In 1997, three years before the start of the 2000 Games in Sydney, Sutton was running a swim clinic at the Australian Institute of Sport when police showed up and arrested him. Against the backdrop of triathlon’s Olympic debut, the emotionally gripping story swept the Australian media, generating headlines like DREAM COACH ADMITS SEX WITH GIRL.

Sutton was charged with ten counts of what, in Australia, is called “indecent dealings” with a minor. Anderson says he pressed for a rape charge, which carries a stiffer penalty, but the police dismissed this after their investigation. In the end, Sutton pleaded guilty to six counts of indecent dealings. But his position has been that, even though the sex shouldn’t have happened, it was consensual. When he talked about the case later, he went on the offensive.

“Everyone yelled it was rape, but it wasn’t rape at all,” he told one Australian reporter. “I was never going to, under any circumstances, plead guilty to rape or anything like that. I wanted the charges changed to something more appropriate, and they did that.”

At one point during my e-mail correspondence with Sutton, I asked him to verify certain details about the three-year sanctions he was supposed to serve. He took that as a cue to rail against that penalty one more time. “The whole situation was a farce,” he replied. “They could cancel my registration, with their organizations, legally. They could do absolutely nothing more. The barring and stuff was all fantasy on their behalf.”

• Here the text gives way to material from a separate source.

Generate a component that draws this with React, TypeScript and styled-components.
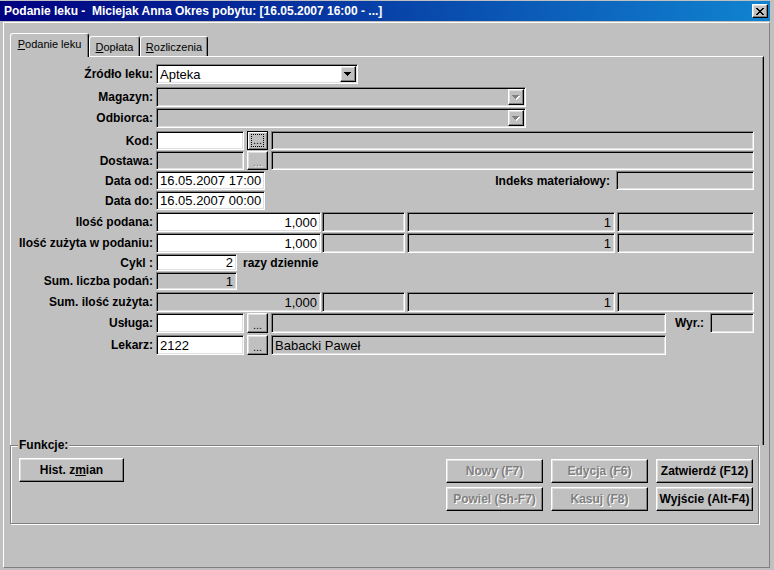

The takeaway? Sutton is sorry in some ways, defiant in others. If he wanted to, he could show up at Kona this month, clipboard in hand, but I don’t think he will. Instead he’ll stay in the limbo zone, sending athletes out there to make his statements for him.

THE FINAL AFTERNOON of my stay in the Philippines, I ride in Sutton’s van as he follows Wellington on a hard bike ride. He’s sent the team off in front of her, explaining to me that her bike strength was demoralizing not only most of the women but some of the men. “Look at that,” he says, pointing to the speedometer as we buzz along a flat road. It reads a bit over 30 miles per hour. “This is what I was seeing last year. And people thought I was crazy to send her to Hawaii.”Wellington is looking fitter than she did last October, stronger and several pounds lighter. Wellington has said it’s important to her to show the world she’s for real. Having crushed the doubters, the question now is whether she will break to pieces, get sick of it all, or leave Sutton. Another rap is that he burns people out. One of those who stuck with him the longest, Loretta Harrop, struggled with injuries in the last part of her career.

“We’ve gone up against Sutton for 20 years now,” says Pete Coulson, an Aussie who has coached his wife, Michellie Jones, from the early 1990s to the present. “I think Michellie came in second to four of his world champions. If you look at results only, he’s the best coach there is, no doubt about it.”

Coulson’s criticism of his rival centers on the cumulative mental and physical punishment he doles out. “You look at his athletes, they’re phenomenal for about two years and then they’re gone. Michellie wouldn’t last in his program. Do you want to be great for two years, or do you want a career? Time will tell with Wellington. Looking at her right now, she may be the best Ironman triathlete ever produced.”

Rukosuev who grew up training on a swim team in Siberia doesn’t see the problem. “It was when I was closest to injury that I had my best races,” he says. “Would you rather have the two years of success or five years of mediocrity? Yes, Sutton buries you. Or you could be mediocre for five years. Who cares?”